I partiti disegnati ed auspicati dai Padri Costituenti (art.49 Cost.) erano soggetti rappresentativi delle istanze e della sovranità popolare, titolari di una missione ben precisa: costruire e garantire una società democratica fondata sul lavoro e sui diritti nella quale tutto, anche la normativa quale prerogativa parlamentare, rispettasse sempre il principio di equità e di giustizia e non i desiderata corporativi delle parti più forti contro quelle più deboli.
Ma non c’è da meravigliarsi se le cose vanno oggi un po’ al contrario, in fondo la società in cui viviamo è per lo più sopita e dormiente, vive di social e concepisce solo il presente e del concetto di equità non ha più né memoria nè percezione.
Manca un concetto dell’Io super individuale e del dovere sociale, manca la voglia nei giovani di impegnarsi come protagonisti della propria vita e nella società, quei tanti che hanno una coscienza critica ed una professione valida vanno via per costruire altrove nel mondo il loro futuro.

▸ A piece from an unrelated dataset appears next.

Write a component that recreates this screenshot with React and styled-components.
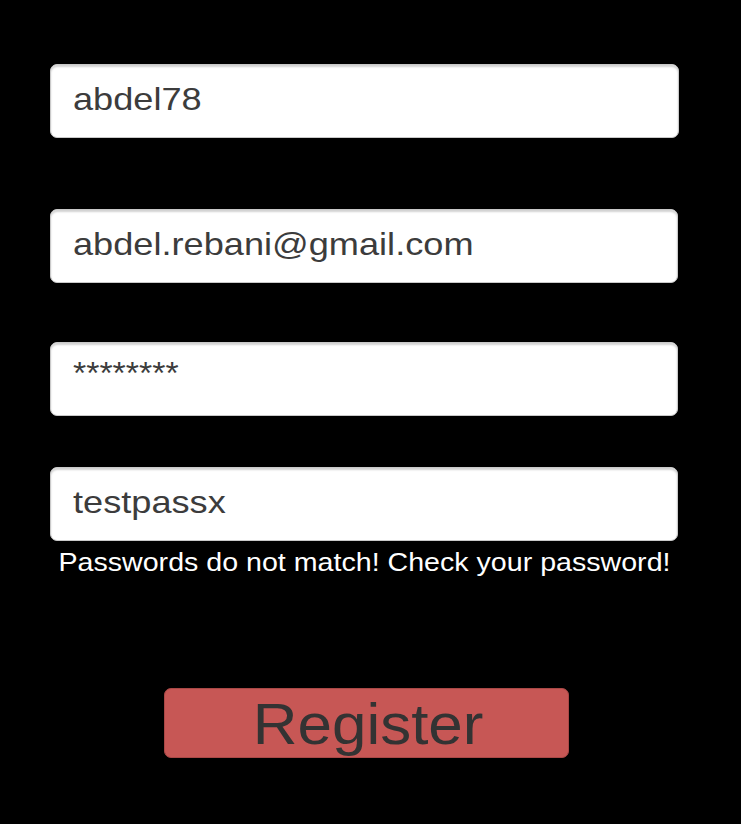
import React from "react";
import styled, { createGlobalStyle } from "styled-components";

const Global = createGlobalStyle`
  html, body { margin: 0; padding: 0; background: #000; }
  body { font-family: "Liberation Sans", Arial, sans-serif; }
`;

const Page = styled.div`
  width: 741px;
  height: 824px;
  background: #000;
  display: flex;
  flex-direction: column;
  padding-left: 50px;
  box-sizing: border-box;
  overflow: hidden;
`;

const Field = styled.div`
  width: ${(p) => p.$w || 628}px;
  height: 74px;
  margin-top: ${(p) => p.$top}px;
  box-sizing: border-box;
  background: #fff;
  border: 1px solid #c9c9c9;
  border-radius: 7px;
  box-shadow: inset 0 2px 2px rgba(0, 0, 0, 0.18);
  display: flex;
  align-items: center;
  padding: 0 0 4px 22px;
  font-size: 32px;
  color: #3c3c3c;
  line-height: 1;
`;

const Value = styled.span`
  display: inline-block;
  transform: scaleX(${(p) => p.$sx || 1.13});
  transform-origin: left center;
  margin-top: ${(p) => p.$dy || 0}px;
  white-space: nowrap;
`;

const ErrorText = styled.div`
  width: 628px;
  margin-top: 6px;
  display: flex;
  justify-content: center;
  color: #fff;
  font-size: 25px;
  line-height: 30px;
  box-sizing: border-box;
`;

const Stretch = styled.span`
  display: inline-block;
  transform: scaleX(${(p) => p.$sx});
  transform-origin: center center;
  white-space: nowrap;
`;

const Button = styled.button`
  align-self: flex-start;
  margin-top: 111px;
  margin-left: 114px;
  width: 405px;
  height: 70px;
  background: #c75755;
  border: 1px solid #a94846;
  border-radius: 7px;
  color: #333;
  font-family: "Liberation Sans", Arial, sans-serif;
  font-size: 57px;
  line-height: 1;
  padding: 2px 0 0 3px;
  display: flex;
  align-items: center;
  justify-content: center;
`;

export default function App() {
  return (
    <>
      <Global />
      <Page>
        <Field $top={64} $w={629}>
          <Value>abdel78</Value>
        </Field>
        <Field $top={71}>
          <Value>abdel.rebani@gmail.com</Value>
        </Field>
        <Field $top={59}>
          <Value $sx={1.06} $dy={-9}>********</Value>
        </Field>
        <Field $top={51}>
          <Value>testpassx</Value>
        </Field>
        <ErrorText>
          <Stretch $sx={1.144}>Passwords do not match! Check your password!</Stretch>
        </ErrorText>
        <Button>
          <Stretch $sx={1.086}>Register</Stretch>
        </Button>
      </Page>
    </>
  );
}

Anche i concetti di libertà e giustizia, fondamentali per una democrazia, sono temi dimenticati sia nella formazione scolastica che nella cultura in generale.
La coscienza collettiva sembra essere diventata un puzzle di opinioni personali maturate sui social.

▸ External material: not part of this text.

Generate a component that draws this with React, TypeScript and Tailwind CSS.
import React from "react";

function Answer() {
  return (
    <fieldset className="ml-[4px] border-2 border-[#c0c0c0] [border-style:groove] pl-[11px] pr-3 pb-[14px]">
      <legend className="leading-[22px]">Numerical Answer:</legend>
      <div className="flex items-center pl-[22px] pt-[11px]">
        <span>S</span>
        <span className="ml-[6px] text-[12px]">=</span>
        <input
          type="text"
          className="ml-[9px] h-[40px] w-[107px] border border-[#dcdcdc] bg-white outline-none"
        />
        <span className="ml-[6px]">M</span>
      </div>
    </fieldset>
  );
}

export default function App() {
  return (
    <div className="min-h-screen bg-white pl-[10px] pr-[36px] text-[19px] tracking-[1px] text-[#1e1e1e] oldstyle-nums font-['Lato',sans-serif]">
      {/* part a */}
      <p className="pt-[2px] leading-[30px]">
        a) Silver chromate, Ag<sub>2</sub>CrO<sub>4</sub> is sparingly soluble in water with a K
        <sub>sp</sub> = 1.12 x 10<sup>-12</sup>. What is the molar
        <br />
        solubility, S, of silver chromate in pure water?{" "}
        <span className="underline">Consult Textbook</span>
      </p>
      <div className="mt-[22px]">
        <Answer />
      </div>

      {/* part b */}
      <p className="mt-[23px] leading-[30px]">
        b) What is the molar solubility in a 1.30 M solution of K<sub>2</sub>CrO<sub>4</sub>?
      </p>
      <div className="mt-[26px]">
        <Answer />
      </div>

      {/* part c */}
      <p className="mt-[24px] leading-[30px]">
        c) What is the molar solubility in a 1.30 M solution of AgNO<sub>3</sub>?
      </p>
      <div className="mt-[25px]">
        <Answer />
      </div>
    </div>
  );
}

Siamo entrati a pieno titolo anche noi nella società occidentale del woke e del cancel culture, senza più riferimenti ideali né tanto meno identitari, oggi considerati come “ la scabbia”.
Quel che resta dunque è un mondo che si regge sulla narrazione più che sulla realtà dei fatti ed i partiti non ne sono esenti, venendo meno in questo modo la loro funzione sociale e pubblica, ancor prima che politica, appiattendosi su temi che a rigor di logica non dovrebbero proprio far parte della loro agenda.
Ecco perché chi è forza di governo deve avere il coraggio ed insieme la responsabilità di dire chiaramente agli italiani le cose come stanno, assumendo le decisioni politiche opportune in ogni circostanza, basate soprattutto sui princìpi fondamentali di equità e giustizia.